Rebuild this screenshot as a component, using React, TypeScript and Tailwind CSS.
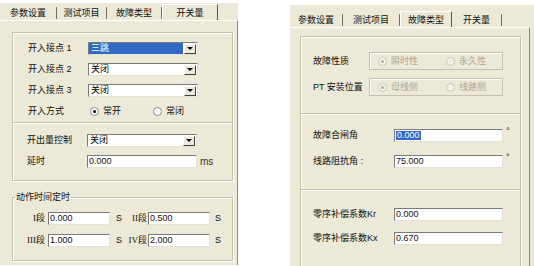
import { ReactNode } from 'react';

const Arrow = () => (
  <div className="w-[12px] h-[10px] mr-px bg-[#ece9d8] border border-t-white border-l-white border-r-[#404040] border-b-[#404040] flex items-center justify-center">
    <div className="w-0 h-0 border-l-[3px] border-r-[3px] border-t-[3px] border-l-transparent border-r-transparent border-t-black" />
  </div>
);

const Select = ({ value, selected }: { value: string; selected?: boolean }) => (
  <div className="w-[110px] h-[13px] bg-white border border-[#7a7a7a] border-r-[#e4e2d6] border-b-[#e4e2d6] flex items-center">
    <div
      className={`flex-1 h-full flex items-center pl-[2px] mr-[1px] ${
        selected ? 'bg-[#316ac5] text-white' : 'text-black'
      }`}
    >
      {value}
    </div>
    <Arrow />
  </div>
);

const Input = ({ value, w, selected }: { value: string; w: string; selected?: boolean }) => (
  <div
    className={`${w} h-[13px] bg-white border border-[#7a7a7a] border-r-[#e4e2d6] border-b-[#e4e2d6] flex items-center pl-px`}
  >
    <span className={selected ? 'bg-[#316ac5] text-white px-px' : ''}>{value}</span>
  </div>
);

const Radio = ({ checked, label, disabled }: { checked?: boolean; label: string; disabled?: boolean }) => (
  <div className={`flex items-center gap-[4px] ${disabled ? 'text-[#aca899]' : ''}`}>
    <div
      className={`w-[9px] h-[9px] rounded-full border ${
        disabled ? 'border-[#c9c7ba] bg-[#f2f1ea]' : 'border-[#8a8a8a] bg-white'
      } flex items-center justify-center`}
    >
      {checked && <div className={`w-[3px] h-[3px] rounded-full ${disabled ? 'bg-[#aca899]' : 'bg-black'}`} />}
    </div>
    {label}
  </div>
);

const Tab = ({ label, w, active }: { label: string; w: string; active?: boolean }) =>
  active ? (
    <div
      className={`${w} h-[17px] -mb-px flex items-center justify-center bg-[#ece9d8] border-t border-l border-white border-r border-r-[#555]`}
    >
      {label}
    </div>
  ) : (
    <div className={`${w} h-[14px] flex items-center`}>
      <div className="flex-1 text-center">{label}</div>
      <div className="w-px h-[12px] bg-[#707070]" />
    </div>
  );

const Group = ({ children, className }: { children: ReactNode; className: string }) => (
  <div
    className={`border border-[#c3c0ae] shadow-[inset_1px_1px_0_#fff,1px_1px_0_#fff] ${className}`}
  >
    {children}
  </div>
);

const Row = ({ label, children, h, lw }: { label: string; children: ReactNode; h: string; lw: string }) => (
  <div className={`${h} flex items-center`}>
    <div className={lw}>{label}</div>
    {children}
  </div>
);

export default function App() {
  return (
    <div className="w-[534px] h-[266px] bg-white flex text-[9px] text-[#111] font-['Liberation_Sans','Noto_Sans_CJK_SC',sans-serif] leading-none">
      {/* left window */}
      <div className="w-[238px] h-[262px] mt-[3px] bg-[#ece9d8] flex flex-col">
        <div className="h-[17px] flex items-end">
          <Tab label="参数设置" w="w-[57px]" />
          <Tab label="测试项目" w="w-[50px]" />
          <Tab label="故障类型" w="w-[55px]" />
          <Tab label="开关量" w="w-[56px]" active />
        </div>
        <div className="flex-1 border-t border-white border-r border-r-[#8a8a8a] pl-[12px] pr-[5px] pt-[11px]">
          <Group className="w-[221px] pt-[5px] pl-[15px]">
            <Row label="开入接点 1" h="h-[21px]" lw="w-[60px]">
              <Select value="三跳" selected />
            </Row>
            <Row label="开入接点 2" h="h-[21px]" lw="w-[60px]">
              <Select value="关闭" />
            </Row>
            <Row label="开入接点 3" h="h-[21px]" lw="w-[60px]">
              <Select value="关闭" />
            </Row>
            <Row label="开入方式" h="h-[21px]" lw="w-[62px]">
              <div className="flex gap-[32px]">
                <Radio checked label="常开" />
                <Radio label="常闭" />
              </div>
            </Row>
          </Group>
          <Group className="w-[221px] -mt-px pt-[7px] pb-[8px] pl-[14px]">
            <Row label="开出量控制" h="h-[21px]" lw="w-[60px]">
              <Select value="关闭" />
            </Row>
            <Row label="延时" h="h-[21px]" lw="w-[60px]">
              <Input value="0.000" w="w-[110px]" />
              <span className="ml-[3px] text-[10px] text-[#333]">ms</span>
            </Row>
          </Group>
          <fieldset className="w-[221px] mt-[12px] border border-[#c3c0ae] shadow-[inset_1px_1px_0_#fff,1px_1px_0_#fff] pb-[9px] pt-[5px]">
            <legend className="ml-[2px] px-px">动作时间定时</legend>
            {[
              ['I段', '0.000', 'II段', '0.500'],
              ['III段', '1.000', 'IV段', '2.000'],
            ].map(([a, va, b, vb]) => (
              <div key={a} className="h-[22px] flex items-center pl-[9px]">
                <div className="w-[23px] text-right font-['Liberation_Serif','Noto_Sans_CJK_SC',serif]">{a}</div>
                <div className="ml-[3px]">
                  <Input value={va} w="w-[62px]" />
                </div>
                <span className="ml-[6px] w-[8px]">S</span>
                <div className="ml-[2px] w-[21px] text-right font-['Liberation_Serif','Noto_Sans_CJK_SC',serif]">{b}</div>
                <div className="ml-px">
                  <Input value={vb} w="w-[62px]" />
                </div>
                <span className="ml-[5px]">S</span>
              </div>
            ))}
          </fieldset>
        </div>
      </div>

      {/* right window */}
      <div className="ml-[52px] mt-[5px] w-[244px] flex flex-col">
        <div className="h-px bg-[#a8a8a8]" />
        <div className="flex-1 bg-[#ece9d8] flex flex-col">
          <div className="h-[22px] flex items-end">
            <Tab label="参数设置" w="w-[53px]" />
            <Tab label="测试项目" w="w-[57px]" />
            <Tab label="故障类型" w="w-[52px]" active />
            <Tab label="开关量" w="w-[50px]" />
          </div>
          <div className="flex-1 border-t border-white border-r border-r-[#8a8a8a] mr-[4px] pl-[10px] pt-[8px]">
            <Group className="w-[221px] pt-[11px] pb-[13px] pl-[12px]">
              <Row label="故障性质" h="h-[26px]" lw="w-[56px]">
                <div className="w-[134px] h-[18px] border border-[#c3c0ae] shadow-[inset_1px_1px_0_#fff] flex items-center pl-[8px] gap-[28px]">
                  <Radio checked disabled label="瞬时性" />
                  <Radio disabled label="永久性" />
                </div>
              </Row>
              <Row label="PT 安装位置" h="h-[26px]" lw="w-[56px]">
                <div className="w-[134px] h-[18px] border border-[#c3c0ae] shadow-[inset_1px_1px_0_#fff] flex items-center pl-[8px] gap-[28px]">
                  <Radio checked disabled label="母线侧" />
                  <Radio disabled label="线路侧" />
                </div>
              </Row>
            </Group>
            <Group className="w-[221px] -mt-px pt-[8px] pb-[15px] pl-[12px]">
              <Row label="故障合闸角" h="h-[26px]" lw="w-[81px]">
                <Input value="0.000" w="w-[109px]" selected />
                <span className="ml-[3px] self-start mt-[5px]">°</span>
              </Row>
              <Row label="线路阻抗角 :" h="h-[26px]" lw="w-[81px]">
                <Input value="75.000" w="w-[109px]" />
                <span className="ml-[3px] self-start mt-[5px]">°</span>
              </Row>
            </Group>
            <Group className="w-[221px] h-[80px] -mt-px pt-[12px] pl-[12px] border-b-0">
              <Row label="零序补偿系数Kr" h="h-[24px]" lw="w-[81px]">
                <Input value="0.000" w="w-[109px]" />
              </Row>
              <Row label="零序补偿系数Kx" h="h-[24px]" lw="w-[81px]">
                <Input value="0.670" w="w-[109px]" />
              </Row>
            </Group>
          </div>
        </div>
      </div>
    </div>
  );
}
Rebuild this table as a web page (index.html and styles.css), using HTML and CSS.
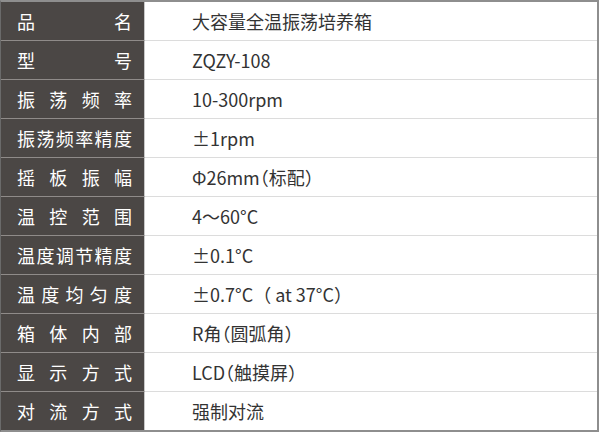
FILE: index.html
```html
<!DOCTYPE html>
<html lang="zh-CN">
<head>
<meta charset="utf-8">
<title>大容量全温振荡培养箱</title>
<link rel="stylesheet" href="styles.css">
</head>
<body>
<table class="spec">
  <tbody>
    <tr><th><span class="lbl">品名</span></th><td>大容量全温振荡培养箱</td></tr>
    <tr><th><span class="lbl">型号</span></th><td>ZQZY-108</td></tr>
    <tr><th><span class="lbl">振荡频率</span></th><td>10-300rpm</td></tr>
    <tr><th><span class="lbl">振荡频率精度</span></th><td>±1rpm</td></tr>
    <tr><th><span class="lbl">摇板振幅</span></th><td class="hw">Φ26mm（标配）</td></tr>
    <tr><th><span class="lbl">温控范围</span></th><td>4～60°C</td></tr>
    <tr><th><span class="lbl">温度调节精度</span></th><td>±0.1°C</td></tr>
    <tr><th><span class="lbl">温度均匀度</span></th><td>±0.7°C（ at 37°C）</td></tr>
    <tr><th><span class="lbl">箱体内部</span></th><td class="hw">R角（圆弧角）</td></tr>
    <tr><th><span class="lbl">显示方式</span></th><td class="hw">LCD（触摸屏）</td></tr>
    <tr><th><span class="lbl">对流方式</span></th><td>强制对流</td></tr>
  </tbody>
</table>
</body>
</html>
```
FILE: styles.css
```css
html, body {
  margin: 0;
  padding: 0;
  background: #ffffff;
}
body {
  font-family: "Noto Sans CJK SC", "Noto Sans", sans-serif;
}
.spec {
  width: 599px;
  border-collapse: separate;
  border-spacing: 0;
  border-top: 2px solid #8e8e8e;
  border-right: 2px solid #8e8e8e;
  border-bottom: 2px solid #8e8e8e;
  border-left: 1px solid #6a6a6a;
}
.spec th,
.spec td {
  height: 38px;
  padding: 0;
  font-size: 18px;
  line-height: 38px;
  border-bottom: 1px solid #dcdcdc;
  vertical-align: middle;
}
.spec tr:last-child th,
.spec tr:last-child td {
  border-bottom: none;
}
.spec th {
  width: 144px;
  background: #4b4745;
  color: #ffffff;
  font-weight: normal;
  padding: 0 12px 0 16px;
  box-sizing: border-box;
  border-bottom-color: #8f8b89;
  border-right: 1px solid #c8c8c8;
}
.lbl {
  display: block;
  text-align: justify;
  text-align-last: justify;
}
.spec td {
  padding-left: 47px;
  color: #333333;
  text-align: left;
}
.spec td.hw {
  font-feature-settings: "halt";
}
```
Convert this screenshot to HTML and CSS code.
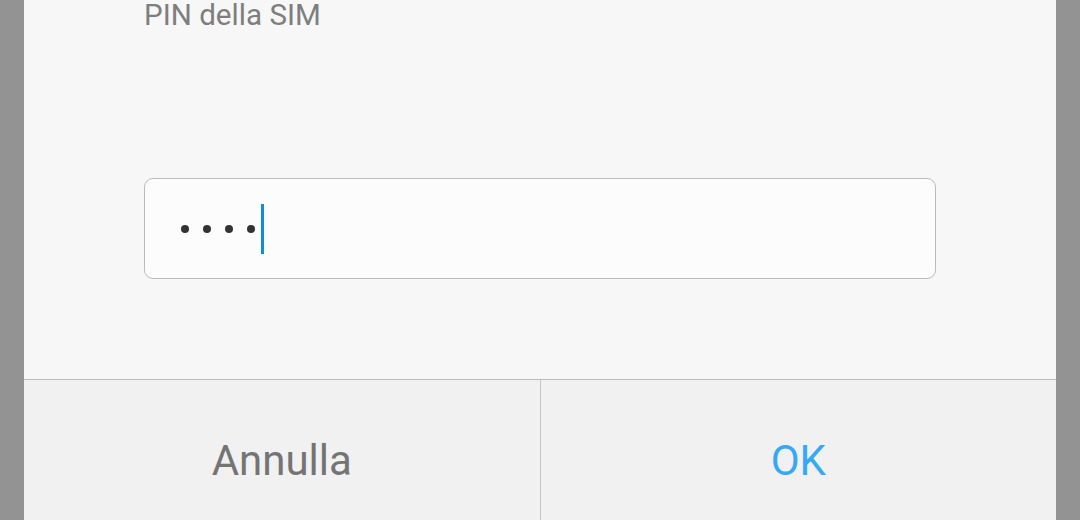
FILE: index.html
```html
<!DOCTYPE html>
<html>
<head>
<meta charset="utf-8">
<link rel="stylesheet" href="styles.css">
</head>
<body>
<div class="dialog">
  <div class="content">
    <div class="title">PIN della SIM</div>
    <div class="field">
      <span class="dot"></span><span class="dot"></span><span class="dot"></span><span class="dot"></span><span class="cursor"></span>
    </div>
  </div>
  <div class="buttons">
    <div class="btn cancel">Annulla</div>
    <div class="btn ok">OK</div>
  </div>
</div>
</body>
</html>
```
FILE: styles.css
```css
html, body {
  margin: 0;
  padding: 0;
  height: 100%;
  background: #939393;
  overflow: hidden;
}
body {
  font-family: Roboto, "Noto Sans", sans-serif;
}
.dialog {
  margin: 0 24px;
  width: 1032px;
  height: 520px;
  background: #f7f7f7;
  display: flex;
  flex-direction: column;
}
.content {
  padding: 0 120px 100px 120px;
  border-bottom: 1px solid #bdbdbd;
}
.title {
  font-size: 29.6px;
  line-height: 30px;
  color: #7e7e7e;
  padding-left: 0;
}
.field {
  margin-top: 148px;
  height: 99px;
  border: 1px solid #bbbbbb;
  border-radius: 9px;
  background: #fcfcfc;
  display: flex;
  align-items: center;
  padding-left: 36px;
}
.dot {
  width: 8px;
  height: 8px;
  border-radius: 50%;
  background: #333333;
  margin-right: 14px;
}
.dot:nth-child(4) {
  margin-right: 6px;
}
.cursor {
  width: 3px;
  height: 50px;
  background: #0a8fdc;
}
.buttons {
  flex: 1;
  display: flex;
  background: #f1f1f1;
}
.btn {
  flex: 1;
  display: flex;
  align-items: center;
  justify-content: center;
  font-size: 42px;
  height: 160px;
}
.cancel {
  color: #747474;
  border-right: 1px solid #c4c4c4;
}
.ok {
  color: #35a9f5;
}
```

——

Problem description
Copy each line of the listing that contains the string "Rebuild".

Result of the task
Rebuild this screenshot as a component, using React, TypeScript and Tailwind CSS.
Rebuild this table as a web page (index.html and styles.css), using HTML and CSS.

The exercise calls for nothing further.